- Born: Natalka Oleksiivna Prystai-Ohonovska 10 June 1899 Lahodiv, Austria-Hungary (now Ukraine)
- Died: 26 February 1969 (aged 69) Lviv
- Education: University of Vienna

= Natalka Prystai-Ohonovska =

Ukrainian painter (1899–1969)

Natalka Oleksiivna Prystai-Ohonovska (Наталка Олексівна Пристай-Огоновська; 10 June 1899 – 26 February 1969) was a Ukrainian painter.

==Biography==
Natalka Prystai was born on 10 June 1899 in Lahodiv, Peremyshliany Powiat, now the Peremyshliany urban hromada, Lviv Raion, Lviv Oblast, Ukraine.

Studied at the Ukrainian Women's Gymnasium of the Basilian Sisters in Lviv (1917), graduated from the Faculty of Philosophy at the University of Vienna (1926).

During the World War I, she worked for the Ukrainian Women's Society for Assistance to the Ukrainian Sich Riflemen.

In 1939–1941, she taught Ukrainian at the Lviv Conservatory, and in 1944–1964, she taught English at the Lviv Medical Institute.

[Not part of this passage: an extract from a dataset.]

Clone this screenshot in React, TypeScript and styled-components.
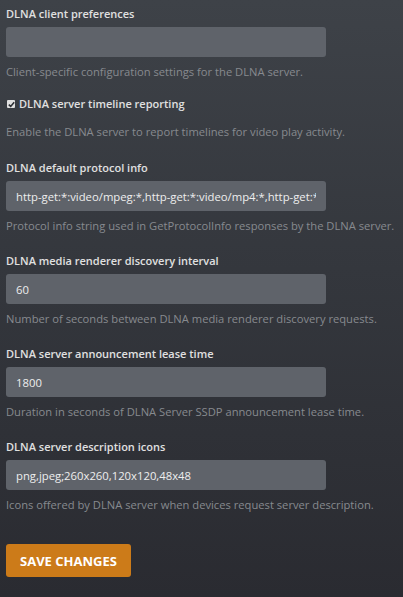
import * as React from 'react';
import styled, { createGlobalStyle } from 'styled-components';

interface Setting {
  label: string;
  value?: string;
  help: string;
  checkbox?: boolean;
  checked?: boolean;
}

const settings: Setting[] = [
  { label: 'DLNA client preferences', value: '', help: 'Client-specific configuration settings for the DLNA server.' },
  { label: 'DLNA server timeline reporting', checkbox: true, checked: true, help: 'Enable the DLNA server to report timelines for video play activity.' },
  { label: 'DLNA default protocol info', value: 'http-get:*:video/mpeg:*,http-get:*:video/mp4:*,http-get:*:video/vnd.dlna.mpeg-tts:*', help: 'Protocol info string used in GetProtocolInfo responses by the DLNA server.' },
  { label: 'DLNA media renderer discovery interval', value: '60', help: 'Number of seconds between DLNA media renderer discovery requests.' },
  { label: 'DLNA server announcement lease time', value: '1800', help: 'Duration in seconds of DLNA Server SSDP announcement lease time.' },
  { label: 'DLNA server description icons', value: 'png,jpeg;260x260,120x120,48x48', help: 'Icons offered by DLNA server when devices request server description.' },
];

const App: React.FC = () => {
  const [values, setValues] = React.useState<Setting[]>(settings);

  const update = (index: number, patch: Partial<Setting>) => {
    setValues(values.map((s, i) => (i === index ? { ...s, ...patch } : s)));
  };

  return (
    <>
      <GlobalStyle />
      <Page>
        {values.map((setting, index) =>
          setting.checkbox ? (
            <CheckGroup key={setting.label}>
              <CheckLabel>
                <Box checked={!!setting.checked} onClick={() => update(index, { checked: !setting.checked })}>
                  {setting.checked && (
                    <svg width="7" height="7" viewBox="0 0 7 7">
                      <path d="M0.8 3.6 L2.7 5.4 L6.2 1.2" fill="none" stroke="#2e3136" strokeWidth="1.6" />
                    </svg>
                  )}
                </Box>
                {setting.label}
              </CheckLabel>
              <Help tight>{setting.help}</Help>
            </CheckGroup>
          ) : (
            <Group key={setting.label}>
              <Label>{setting.label}</Label>
              <Input value={setting.value} onChange={e => update(index, { value: e.target.value })} />
              <Help>{setting.help}</Help>
            </Group>
          )
        )}
        <SaveButton>Save Changes</SaveButton>
      </Page>
    </>
  );
};

export default App;

const GlobalStyle = createGlobalStyle`
  html, body {
    margin: 0;
    padding: 0;
    background: #2a2c31;
  }

  body {
    font-family: "Open Sans", "Noto Sans", sans-serif;
  }
`;

const Page = styled.div`
  min-height: 597px;
  box-sizing: border-box;
  padding: 5px 6px 0;
  background: linear-gradient(180deg, #3e4248 0%, #34373d 45%, #2a2b31 100%);
  display: flex;
  flex-direction: column;
  align-items: flex-start;
`;

const Group = styled.div`
  display: flex;
  flex-direction: column;
  margin-bottom: 17px;
`;

const CheckGroup = styled.div`
  display: flex;
  flex-direction: column;
  margin-top: -3px;
  margin-bottom: 18px;
`;

const Label = styled.label`
  font-size: 11px;
  font-weight: 600;
  line-height: 18px;
  color: #e0e0e0;
  margin-bottom: 4px;
`;

const CheckLabel = styled.label`
  display: flex;
  align-items: center;
  gap: 4px;
  font-size: 11px;
  font-weight: 600;
  line-height: 18px;
  color: #e0e0e0;
  padding-left: 1px;
`;

const Box = styled.span<{ checked: boolean }>`
  width: 8px;
  height: 8px;
  border-radius: 1px;
  background: ${props => (props.checked ? '#e0e0e0' : 'transparent')};
  border: ${props => (props.checked ? 'none' : '1px solid #e0e0e0')};
  display: flex;
  align-items: center;
  justify-content: center;
  cursor: pointer;
`;

const Input = styled.input`
  width: 320px;
  height: 30px;
  box-sizing: border-box;
  border: none;
  border-radius: 3px;
  background: #5f636a;
  color: #eeeeee;
  font: inherit;
  font-size: 11.3px;
  font-weight: 500;
  padding: 0 10px;
  outline: none;
`;

const Help = styled.div<{ tight?: boolean }>`
  font-size: 11.2px;
  line-height: 18px;
  color: #878a8f;
  margin-top: ${props => (props.tight ? '10px' : '6px')};
  white-space: nowrap;
`;

const SaveButton = styled.button`
  margin-top: 13px;
  height: 33px;
  padding: 0 14px;
  border: none;
  border-radius: 3px;
  background: #cc7b19;
  color: #ffffff;
  font: inherit;
  font-size: 13px;
  font-weight: 700;
  text-transform: uppercase;
  cursor: pointer;
`;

Died on 26 February 1969 in Lviv. She was buried at the Yaniv Cemetery.

==Creativity==
Attended Oleksa Novakivskyi's drawing studio and private lectures. In March 1923, she was one of the first five students of his Oleksa Novakivskyi Art School.

Prystai-Ohonovska works include embroideries; oil and drawing compositions preserved in private collections of Lviv residents.

Among his works:
- "Kvity" (1918),
- "Posmertnyi portret dida Bachynskoho" (1922),
- "Avtoportret na tli vesnianykh kvitiv" (1923).

The works were exhibited during the exhibition at the National Museum in Lviv, which was dedicated to the 75th anniversary of the foundation of the Oleksa Novakivskyi Art School (1998).